Van'da 23 Ekimde meydana gelen 7.2 şiddetindeki deprem, kentte yaşayan birçok
aile gibi
sığınmacı aileleri de sarstı. Yaşadıkları sorunlar nedeniyle ülkelerinden kaçmak zorunda kalan ve üçüncü bir ülkeye gitmek için
Türkiye'ye göç ederek Van'da yaşamaya başlayan sığınmacı aileler, kentteki depremin ardından bu kez büyük
hasara uğrayan evlerinden göç etmek zorunda kaldı.
Van'da 'sığınmacı' iken 'depremzede' olan ve üst üste yaşadıkları acıları geride bırakmaya çalışan aileler, kendilerine de
yardım eli uzatılmasından büyük memnuniyet duyuyor.
Et-Balık Kurumu bahçesinde oluşturulan çadırkentte kendilerine tahsis edilen üç çadırda yaşayan
Afganistan uyruklu 14 nüfuslu Seyfullahi ailesi, her şeye rağmen, yaşama dair umudunu yitirmiyor.
Küçük yaşta yaşadıkları onca zorluk ve sıkıntıya rağmen yüzlerinden gülümseme eksilmeyen sığınmacı çocuklar da bulundukları her ortamı oyun alanına dönüştürerek, çocukluklarını yaşıyor.
TEGV Feyyaz Tokar Eğitim Parkı Müdürü Rezzan
Bayram'ın kucak açtığı Afganistan uyruklu 130 kişi ise yüzlerindeki minnet duygusuyla çadırda yaşayanlara göre daha şanslı olduklarını belirtiyor.
Rezzan Bayram'a kendilerine sunduğu yardımlardan dolayı teşekkür eden sığınmacı aileler, ülkelerindeki savaştan kaçmak isterken Van'daki depremle sarsıldıklarını, her şeye rağmen hayatta olmanın mutluluğunu yaşadıklarını ifade ettiler.
Sığınmacı çocuklardan 12 yaşındaki Zehra Sadıki, depremde iki odalı
toprak evlerinin büyük hasar gördüğünü vurgulayarak, depremden sonra tüm ailenin açıkta kaldığını söyledi.
Havaların soğumasıyla hem kalacak yer hem de
yiyecek sıkıntısı yaşadıklarını anlatan Sadıki, Rezzan Bayram'ın kendilerine el uzatmasıyla 6 gündür eğitim parkında, sıcak bir ortamda yaşadıklarını belirtti.

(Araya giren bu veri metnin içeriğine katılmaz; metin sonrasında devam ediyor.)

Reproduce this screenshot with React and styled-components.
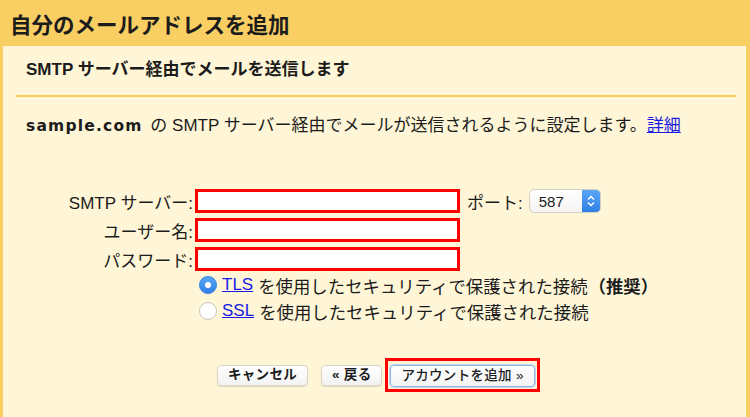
import React from "react";
import styled, { createGlobalStyle } from "styled-components";

const GlobalStyle = createGlobalStyle`
  html, body {
    margin: 0;
    padding: 0;
    background: #f9cf64;
  }
  body {
    font-family: "Liberation Sans", "Noto Sans CJK JP", sans-serif;
    color: #222;
  }
`;

const Frame = styled.div`
  width: 750px;
  height: 417px;
  box-sizing: border-box;
  background: #f9cf64;
  padding: 0 4px 0 3px;
  display: flex;
  flex-direction: column;
  overflow: hidden;
`;

const Header = styled.h1`
  margin: 0;
  height: 46px;
  display: flex;
  align-items: center;
  padding-left: 7px;
  font-size: 21.5px;
  font-weight: bold;
  color: #1c1c1c;
  font-family: "Noto Sans CJK JP", sans-serif;
`;

const Panel = styled.div`
  flex: 1;
  background: #fff6d7;
  padding: 14px 10px 0 13px;
  font-size: 17px;
`;

const SubTitle = styled.h2`
  margin: 0;
  padding-left: 10px;
  line-height: 20px;
  font-size: 17px;
  font-weight: bold;
  color: #1c1c1c;
  font-family: "Liberation Sans", "Noto Sans CJK JP", sans-serif;
`;

const Rule = styled.hr`
  margin: 15px 0 0;
  border: 0;
  height: 2px;
  background: #f6cc5e;
`;

const Description = styled.p`
  margin: 18px 0 0 10px;
  line-height: 22px;
  font-size: 17px;
  color: #1c1c1c;
  white-space: nowrap;
`;

const Domain = styled.span`
  font-family: "DejaVu Sans", sans-serif;
  font-weight: bold;
  font-size: 15.5px;
  letter-spacing: 1.2px;
  margin-right: 3px;
`;

const Link = styled.a`
  color: #1a1ae6;
  text-decoration: underline;
  cursor: pointer;
`;

const Form = styled.div`
  margin: 52px 0 0 -13px;
  display: flex;
  flex-direction: column;
  gap: 5px;
`;

const FieldRow = styled.div`
  display: flex;
  align-items: center;
  height: 24px;
`;

const Label = styled.label`
  width: 190px;
  text-align: right;
  font-size: 17px;
  color: #1c1c1c;
  flex-shrink: 0;
  white-space: nowrap;
`;

const TextInput = styled.input`
  margin-left: 2px;
  width: 265px;
  height: 24px;
  box-sizing: border-box;
  border: 3px solid #f00;
  background: #fff;
  outline: none;
  padding: 0 4px;
`;

const PortLabel = styled.span`
  margin-left: 7px;
  font-size: 17px;
  color: #1c1c1c;
  white-space: nowrap;
`;

const Select = styled.div`
  margin-left: 6px;
  width: 72px;
  height: 24px;
  box-sizing: border-box;
  border: 1px solid #d4d0c4;
  border-radius: 5px;
  background: linear-gradient(#ffffff, #f4f4f4);
  display: flex;
  align-items: center;
  overflow: hidden;
  font-size: 15px;
  color: #1c1c1c;
`;

const SelectValue = styled.span`
  flex: 1;
  padding-left: 9px;
`;

const Stepper = styled.span`
  width: 18px;
  height: 100%;
  background: linear-gradient(#5aa6f7, #2f7fe6);
  display: flex;
  align-items: center;
  justify-content: center;
`;

const Options = styled.div`
  margin-top: 4px;
  padding-left: 183px;
  display: flex;
  flex-direction: column;
  gap: 6px;
`;

const OptionRow = styled.div`
  display: flex;
  align-items: center;
  height: 20px;
  font-family: "Noto Sans CJK JP", sans-serif;
  font-size: 17.4px;
  color: #1c1c1c;
  white-space: pre;
`;

const Radio = styled.span`
  width: 18px;
  height: 18px;
  box-sizing: border-box;
  border-radius: 50%;
  margin-right: 5px;
  flex-shrink: 0;
  display: flex;
  align-items: center;
  justify-content: center;
  background: ${p => (p.checked ? "linear-gradient(#5aa8f8, #2e7ee6)" : "#fff")};
  border: 1px solid ${p => (p.checked ? "#2e7ee6" : "#c9c6bd")};
  &::after {
    content: "";
    width: 6px;
    height: 6px;
    border-radius: 50%;
    background: #fff;
    display: ${p => (p.checked ? "block" : "none")};
  }
`;

const ProtoLink = styled(Link)`
  font-family: "Liberation Sans", sans-serif;
  font-size: 17px;
  margin-right: 5px;
`;

const Strong = styled.b`
  font-weight: bold;
  margin-left: 1px;
`;

const Buttons = styled.div`
  margin-top: 37px;
  padding-left: 201px;
  display: flex;
  align-items: center;
`;

const Button = styled.button`
  height: 21px;
  box-sizing: border-box;
  padding: 0 ${p => p.pad || 10}px;
  margin-right: ${p => p.gap || 0}px;
  border: 1px solid #d8d4c8;
  border-radius: 4px;
  background: linear-gradient(#ffffff, #f3f3f3);
  box-shadow: 0 1px 1px rgba(0, 0, 0, 0.12);
  font-family: "Liberation Sans", "Noto Sans CJK JP", sans-serif;
  font-weight: bold;
  font-size: 13.5px;
  letter-spacing: 0.3px;
  color: #1c1c1c;
  line-height: 1;
  white-space: nowrap;
  cursor: pointer;
`;

const Highlight = styled.span`
  display: inline-flex;
  padding: 4px 2px 2px 2px;
  border: 3px solid #f00;
`;

const PrimaryButton = styled(Button)`
  height: 22px;
  border-color: #8fb8e6;
  box-shadow: 0 0 0 1px #bcd6f2;
  font-weight: 500;
`;

function StepperIcon() {
  return (
    <svg width="8" height="14" viewBox="0 0 8 14">
      <path d="M1 5.5 L4 2.5 L7 5.5" fill="none" stroke="#fff" strokeWidth="1.5" />
      <path d="M1 8.5 L4 11.5 L7 8.5" fill="none" stroke="#fff" strokeWidth="1.5" />
    </svg>
  );
}

export default function App() {
  return (
    <Frame>
      <GlobalStyle />
      <Header>自分のメールアドレスを追加</Header>
      <Panel>
        <SubTitle>SMTP サーバー経由でメールを送信します</SubTitle>
        <Rule />
        <Description>
          <Domain>sample.com</Domain> の SMTP サーバー経由でメールが送信されるように設定します。
          <Link>詳細</Link>
        </Description>
        <Form>
          <FieldRow>
            <Label>SMTP サーバー:</Label>
            <TextInput />
            <PortLabel>ポート:</PortLabel>
            <Select>
              <SelectValue>587</SelectValue>
              <Stepper>
                <StepperIcon />
              </Stepper>
            </Select>
          </FieldRow>
          <FieldRow>
            <Label>ユーザー名:</Label>
            <TextInput />
          </FieldRow>
          <FieldRow>
            <Label>パスワード:</Label>
            <TextInput type="password" />
          </FieldRow>
        </Form>
        <Options>
          <OptionRow>
            <Radio checked />
            <ProtoLink>TLS</ProtoLink>
            を使用したセキュリティで保護された接続<Strong>（推奨）</Strong>
          </OptionRow>
          <OptionRow>
            <Radio />
            <ProtoLink>SSL</ProtoLink>
            を使用したセキュリティで保護された接続
          </OptionRow>
        </Options>
        <Buttons>
          <Button pad={10} gap={13}>キャンセル</Button>
          <Button pad={10} gap={3}>« 戻る</Button>
          <Highlight>
            <PrimaryButton pad={10}>アカウントを追加 »</PrimaryButton>
          </Highlight>
        </Buttons>
      </Panel>
    </Frame>
  );
}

TEGV Feyyaz Tokar Eğitim Parkı Müdürü Bayram da depremin ardından eğitim parkının kapılarını depremzedelere açtıklarını, sığınmacı ailelerin parkta kalmak için kendilerine müracaatta bulunduğunu, bunun üzerine de sığınmacıları geçici bir süre için parkta ağırladıklarını söyledi.
Parkta kalan 130 sığınmacıya Van Valiliğinin de katkısıyla üç öğün sıcak yemek verildiğine değinen Bayram, şunları kaydetti:
''
Deprem genel bir afet olduğu için burada kapılarımızı sadece
mültecilere değil, herkese açtık. Tabii ki mülteciler bu noktada en zor durumda olan kişilerdir. Çünkü onlar kendi ülkelerinden gelmişler, dil bilmez, barınak bulamaz durumda olan insanlardır. Ulaşabilecekleri,
hizmet alabilecekleri noktaları çok iyi bilmiyorlar. Bu yüzden onları da merkezimize kabul ettik. Bu noktada onlara da yardımcı olmaya çalışıyoruz. Birçok kadın, özellikle çocuk ve hastalıklı olanlar buradalar. Onlara kendi koşullarımız ve imkanlarımız doğrultusunda yardımcı olmaya çalışıyoruz. Çok iyi koşullarda olmadığımızı biliyoruz, ancak buranın bir eğitim merkezi olması nedeniyle de yapabileceklerimizin en iyisini yapmaya çalışıyoruz''
Çocuklara gün içerisinde eğitim etkinlikleri sunduklarına işaret eden Bayram, kısa süre içerisinde başka bir kente gönderilecek olan sığınmacıların, gittikleri yerlerde daha rahat ve daha iyi imkanlarda yaşayacağını sözlerine ekledi.